STATED TASK:
Everything from the line with "Clone this screenshot" through the line with "const [active, setActive]", inclusive, should be repeated exactly, except the pictures.

__________

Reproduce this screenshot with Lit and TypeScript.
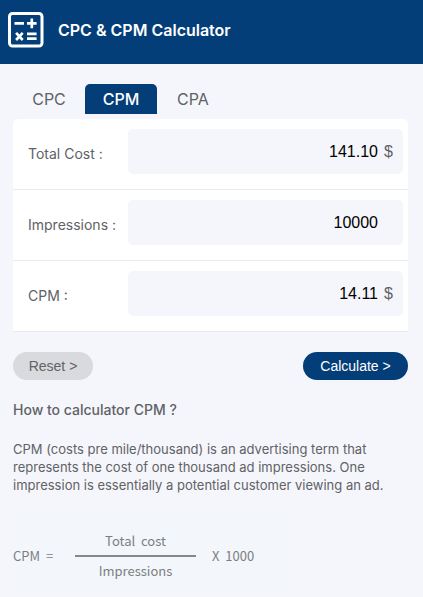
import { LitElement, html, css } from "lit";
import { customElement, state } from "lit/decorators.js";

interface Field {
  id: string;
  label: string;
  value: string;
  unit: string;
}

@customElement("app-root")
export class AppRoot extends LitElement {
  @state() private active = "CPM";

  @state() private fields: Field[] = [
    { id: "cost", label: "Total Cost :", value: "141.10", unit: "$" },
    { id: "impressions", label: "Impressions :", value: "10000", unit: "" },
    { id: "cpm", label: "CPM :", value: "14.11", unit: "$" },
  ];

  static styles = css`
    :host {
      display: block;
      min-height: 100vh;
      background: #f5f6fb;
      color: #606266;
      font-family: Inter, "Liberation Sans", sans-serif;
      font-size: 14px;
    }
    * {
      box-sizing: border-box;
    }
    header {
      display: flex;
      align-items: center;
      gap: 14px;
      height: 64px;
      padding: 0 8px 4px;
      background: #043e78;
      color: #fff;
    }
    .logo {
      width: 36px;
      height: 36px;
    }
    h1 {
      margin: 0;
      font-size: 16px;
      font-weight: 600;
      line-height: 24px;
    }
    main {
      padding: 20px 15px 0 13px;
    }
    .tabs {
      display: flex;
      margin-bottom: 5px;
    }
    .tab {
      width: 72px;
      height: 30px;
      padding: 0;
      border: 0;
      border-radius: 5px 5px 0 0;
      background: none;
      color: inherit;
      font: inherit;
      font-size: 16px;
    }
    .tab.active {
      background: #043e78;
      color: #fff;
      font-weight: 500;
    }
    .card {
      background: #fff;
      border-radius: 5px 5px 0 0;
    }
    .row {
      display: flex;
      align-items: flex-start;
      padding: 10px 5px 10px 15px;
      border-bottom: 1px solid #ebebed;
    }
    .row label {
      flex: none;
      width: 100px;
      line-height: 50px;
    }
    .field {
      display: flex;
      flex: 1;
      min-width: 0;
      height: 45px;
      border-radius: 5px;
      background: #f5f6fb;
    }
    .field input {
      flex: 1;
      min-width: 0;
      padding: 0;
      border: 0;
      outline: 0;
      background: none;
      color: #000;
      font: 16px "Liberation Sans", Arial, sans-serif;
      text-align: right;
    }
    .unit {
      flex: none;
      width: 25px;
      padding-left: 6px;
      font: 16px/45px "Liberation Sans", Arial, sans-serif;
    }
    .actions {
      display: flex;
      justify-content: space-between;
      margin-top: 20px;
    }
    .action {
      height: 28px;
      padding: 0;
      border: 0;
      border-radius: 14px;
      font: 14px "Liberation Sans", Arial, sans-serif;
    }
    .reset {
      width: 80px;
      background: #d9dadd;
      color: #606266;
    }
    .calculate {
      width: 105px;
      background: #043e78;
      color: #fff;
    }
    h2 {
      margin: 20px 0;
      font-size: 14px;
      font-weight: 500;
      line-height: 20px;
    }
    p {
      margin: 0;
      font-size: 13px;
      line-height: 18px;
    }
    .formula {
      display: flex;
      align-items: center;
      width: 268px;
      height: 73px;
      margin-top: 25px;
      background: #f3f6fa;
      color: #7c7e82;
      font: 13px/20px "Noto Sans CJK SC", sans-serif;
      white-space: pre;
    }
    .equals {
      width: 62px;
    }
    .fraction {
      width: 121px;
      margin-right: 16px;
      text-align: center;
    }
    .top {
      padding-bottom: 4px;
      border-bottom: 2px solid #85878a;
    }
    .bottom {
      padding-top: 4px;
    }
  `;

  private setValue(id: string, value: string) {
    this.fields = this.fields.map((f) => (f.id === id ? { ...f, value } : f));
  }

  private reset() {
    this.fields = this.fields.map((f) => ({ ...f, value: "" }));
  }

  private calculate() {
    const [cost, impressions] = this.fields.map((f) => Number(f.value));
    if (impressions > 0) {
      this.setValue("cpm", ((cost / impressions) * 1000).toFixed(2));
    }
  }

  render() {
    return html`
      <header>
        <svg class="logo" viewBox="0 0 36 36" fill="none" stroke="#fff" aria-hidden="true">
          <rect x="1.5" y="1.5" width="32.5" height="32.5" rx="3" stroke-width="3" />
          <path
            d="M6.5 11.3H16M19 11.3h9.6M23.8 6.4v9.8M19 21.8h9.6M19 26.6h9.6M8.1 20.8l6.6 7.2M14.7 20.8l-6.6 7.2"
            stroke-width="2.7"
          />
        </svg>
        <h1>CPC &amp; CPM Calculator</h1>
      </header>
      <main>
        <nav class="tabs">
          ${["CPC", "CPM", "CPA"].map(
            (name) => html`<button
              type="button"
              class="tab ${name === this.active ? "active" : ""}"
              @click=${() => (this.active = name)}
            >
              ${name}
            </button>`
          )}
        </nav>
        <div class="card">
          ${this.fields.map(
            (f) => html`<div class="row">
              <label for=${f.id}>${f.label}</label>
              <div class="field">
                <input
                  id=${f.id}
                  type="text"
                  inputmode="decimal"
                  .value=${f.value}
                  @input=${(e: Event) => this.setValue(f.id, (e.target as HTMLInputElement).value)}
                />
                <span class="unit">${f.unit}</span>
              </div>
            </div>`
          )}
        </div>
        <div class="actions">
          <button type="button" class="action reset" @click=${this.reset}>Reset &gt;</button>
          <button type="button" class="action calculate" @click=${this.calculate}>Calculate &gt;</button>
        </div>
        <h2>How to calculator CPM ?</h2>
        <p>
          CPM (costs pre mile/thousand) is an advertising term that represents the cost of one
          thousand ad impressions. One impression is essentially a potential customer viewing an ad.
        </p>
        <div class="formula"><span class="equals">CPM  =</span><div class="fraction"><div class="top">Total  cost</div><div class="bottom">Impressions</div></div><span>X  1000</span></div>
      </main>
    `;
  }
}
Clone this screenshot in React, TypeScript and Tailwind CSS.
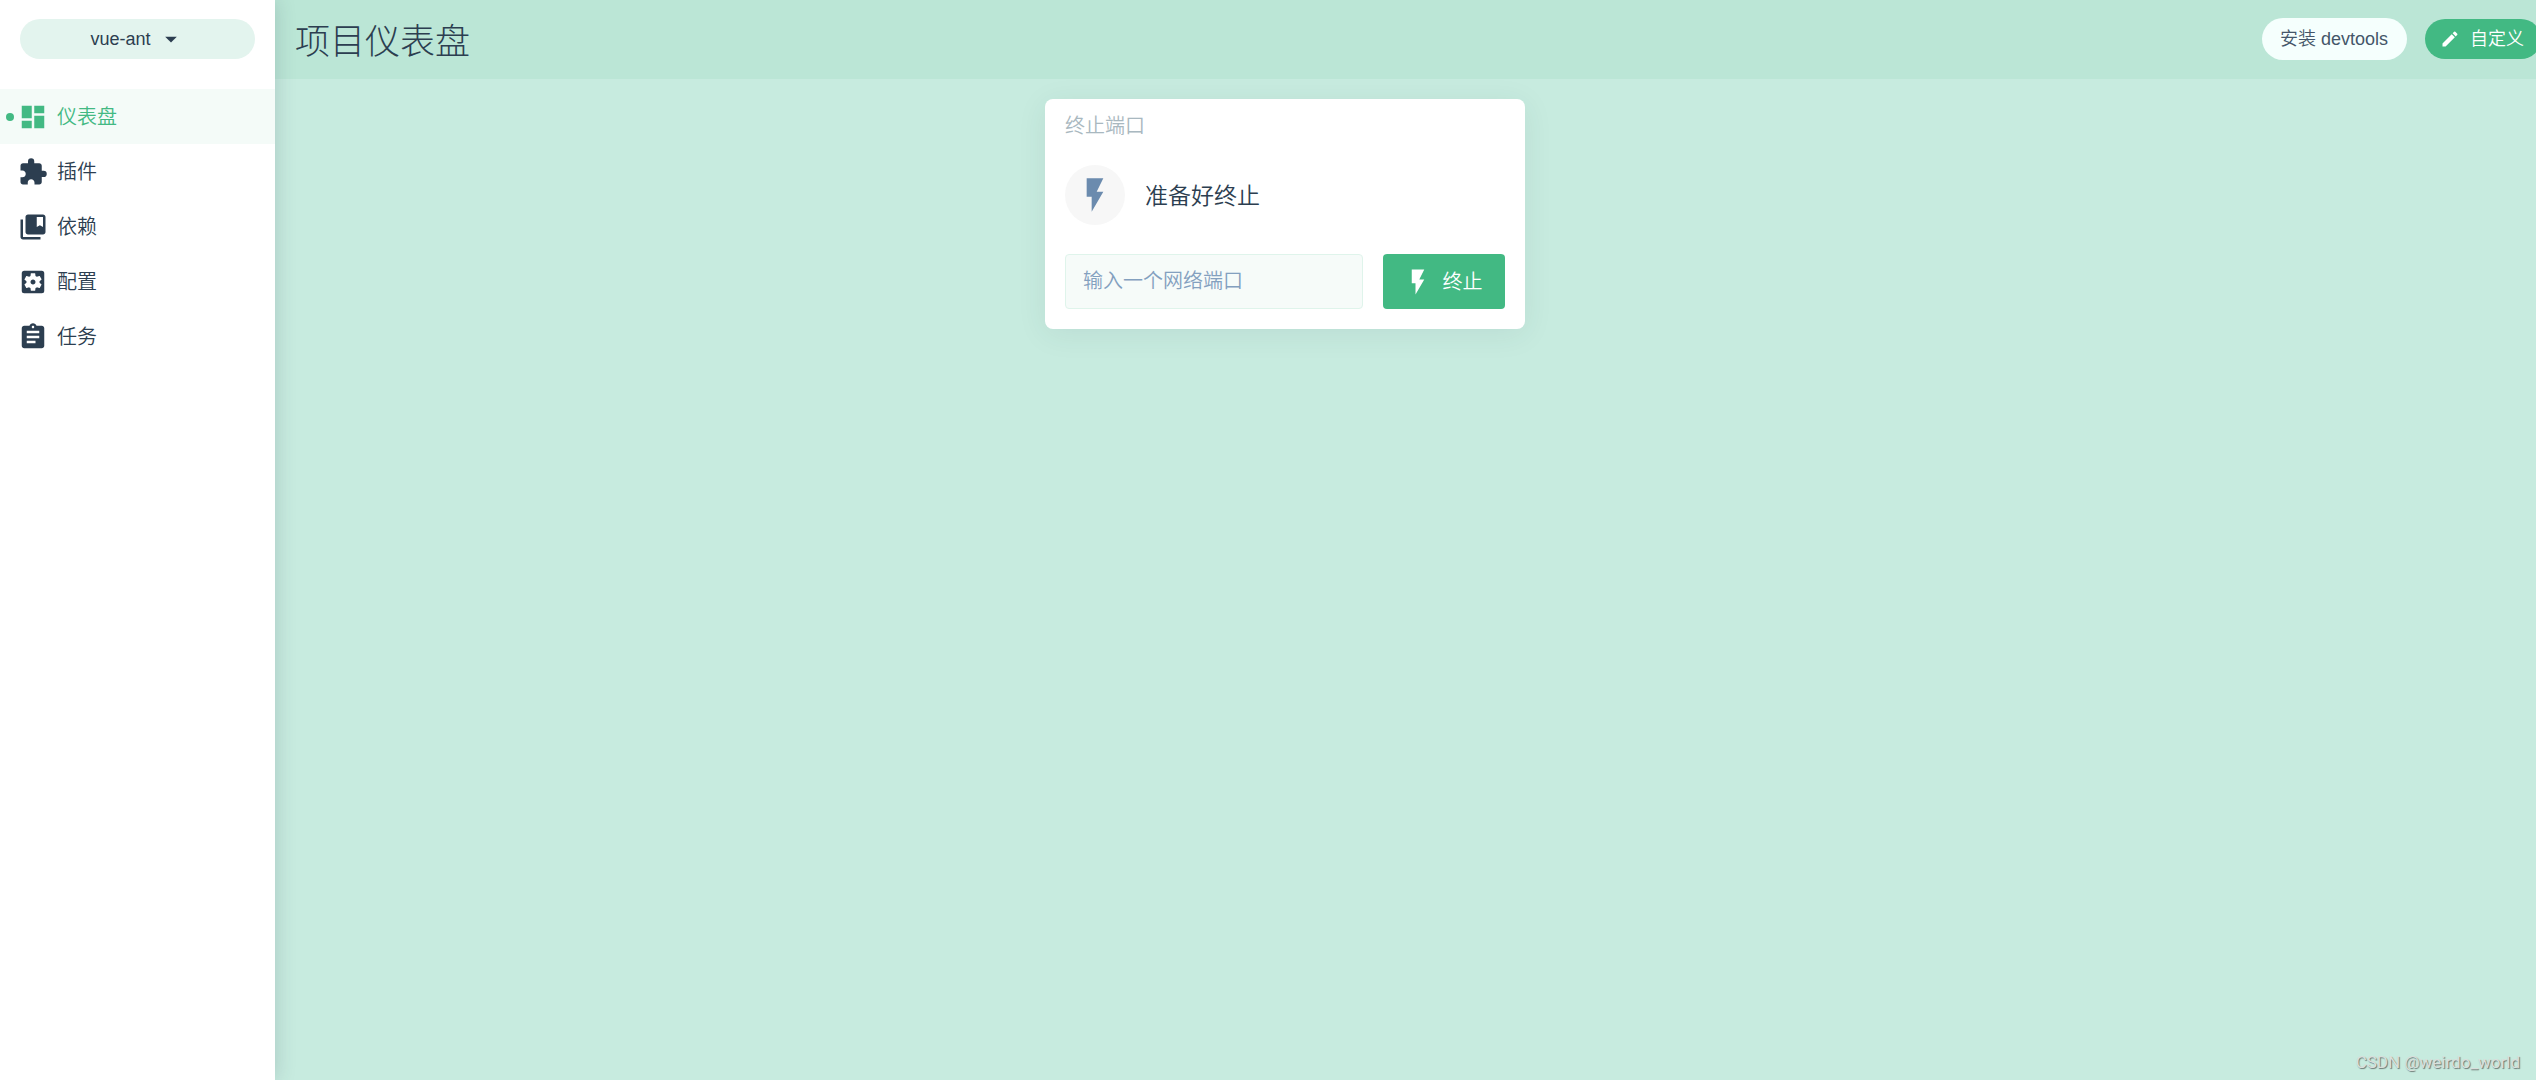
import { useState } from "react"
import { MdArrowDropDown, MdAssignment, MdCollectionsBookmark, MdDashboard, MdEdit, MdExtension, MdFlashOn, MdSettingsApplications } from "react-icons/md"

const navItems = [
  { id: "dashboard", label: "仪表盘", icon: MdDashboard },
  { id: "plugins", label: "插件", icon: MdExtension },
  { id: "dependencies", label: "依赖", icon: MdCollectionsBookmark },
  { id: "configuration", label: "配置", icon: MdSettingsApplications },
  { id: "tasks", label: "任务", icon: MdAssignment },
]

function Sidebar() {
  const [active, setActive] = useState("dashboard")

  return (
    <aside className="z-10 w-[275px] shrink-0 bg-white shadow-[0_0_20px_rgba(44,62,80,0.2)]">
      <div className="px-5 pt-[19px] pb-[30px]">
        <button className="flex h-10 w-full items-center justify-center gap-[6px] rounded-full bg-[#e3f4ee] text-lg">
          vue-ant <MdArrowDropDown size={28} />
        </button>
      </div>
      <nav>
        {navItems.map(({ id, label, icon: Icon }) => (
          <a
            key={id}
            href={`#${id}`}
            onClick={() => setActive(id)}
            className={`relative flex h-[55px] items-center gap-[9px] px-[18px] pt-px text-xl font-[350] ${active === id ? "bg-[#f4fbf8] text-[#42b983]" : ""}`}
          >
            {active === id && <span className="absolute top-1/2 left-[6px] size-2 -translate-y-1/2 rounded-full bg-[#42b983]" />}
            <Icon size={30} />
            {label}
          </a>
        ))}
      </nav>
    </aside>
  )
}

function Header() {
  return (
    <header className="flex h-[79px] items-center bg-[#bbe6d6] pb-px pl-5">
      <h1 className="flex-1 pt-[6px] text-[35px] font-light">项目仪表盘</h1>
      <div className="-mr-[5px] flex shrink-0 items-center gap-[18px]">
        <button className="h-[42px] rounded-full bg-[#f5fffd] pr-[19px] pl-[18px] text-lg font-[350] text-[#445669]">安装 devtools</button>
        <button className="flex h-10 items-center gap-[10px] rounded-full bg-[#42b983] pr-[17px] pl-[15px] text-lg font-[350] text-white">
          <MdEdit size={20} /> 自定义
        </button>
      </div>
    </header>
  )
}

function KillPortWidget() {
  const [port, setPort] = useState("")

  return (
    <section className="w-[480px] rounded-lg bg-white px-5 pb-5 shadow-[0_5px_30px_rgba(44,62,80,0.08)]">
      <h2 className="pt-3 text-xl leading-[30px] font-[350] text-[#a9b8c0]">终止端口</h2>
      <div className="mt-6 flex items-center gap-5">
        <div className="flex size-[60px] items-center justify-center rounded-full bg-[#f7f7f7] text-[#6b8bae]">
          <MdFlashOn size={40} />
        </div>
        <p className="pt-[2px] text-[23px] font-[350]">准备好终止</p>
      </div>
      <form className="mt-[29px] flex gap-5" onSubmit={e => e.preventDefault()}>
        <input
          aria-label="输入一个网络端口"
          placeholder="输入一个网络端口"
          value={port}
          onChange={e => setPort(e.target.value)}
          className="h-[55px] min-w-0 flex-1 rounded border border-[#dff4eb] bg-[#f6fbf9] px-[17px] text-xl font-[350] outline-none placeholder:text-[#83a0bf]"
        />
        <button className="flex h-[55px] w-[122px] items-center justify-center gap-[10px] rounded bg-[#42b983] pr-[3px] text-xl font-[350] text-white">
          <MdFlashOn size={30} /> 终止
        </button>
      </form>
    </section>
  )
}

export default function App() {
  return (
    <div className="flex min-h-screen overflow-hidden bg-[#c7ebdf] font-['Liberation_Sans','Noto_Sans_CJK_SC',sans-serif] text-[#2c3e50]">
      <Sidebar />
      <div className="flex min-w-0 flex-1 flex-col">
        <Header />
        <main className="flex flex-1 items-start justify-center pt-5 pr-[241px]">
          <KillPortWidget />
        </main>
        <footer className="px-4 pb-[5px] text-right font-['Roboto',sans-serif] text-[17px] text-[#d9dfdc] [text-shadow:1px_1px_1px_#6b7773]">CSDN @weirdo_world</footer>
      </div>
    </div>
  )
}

__________

CORRECT ANSWER:
Clone this screenshot in React, TypeScript and Tailwind CSS.
import { useState } from "react"
import { MdArrowDropDown, MdAssignment, MdCollectionsBookmark, MdDashboard, MdEdit, MdExtension, MdFlashOn, MdSettingsApplications } from "react-icons/md"

const navItems = [
  { id: "dashboard", label: "仪表盘", icon: MdDashboard },
  { id: "plugins", label: "插件", icon: MdExtension },
  { id: "dependencies", label: "依赖", icon: MdCollectionsBookmark },
  { id: "configuration", label: "配置", icon: MdSettingsApplications },
  { id: "tasks", label: "任务", icon: MdAssignment },
]

function Sidebar() {
  const [active, setActive] = useState("dashboard")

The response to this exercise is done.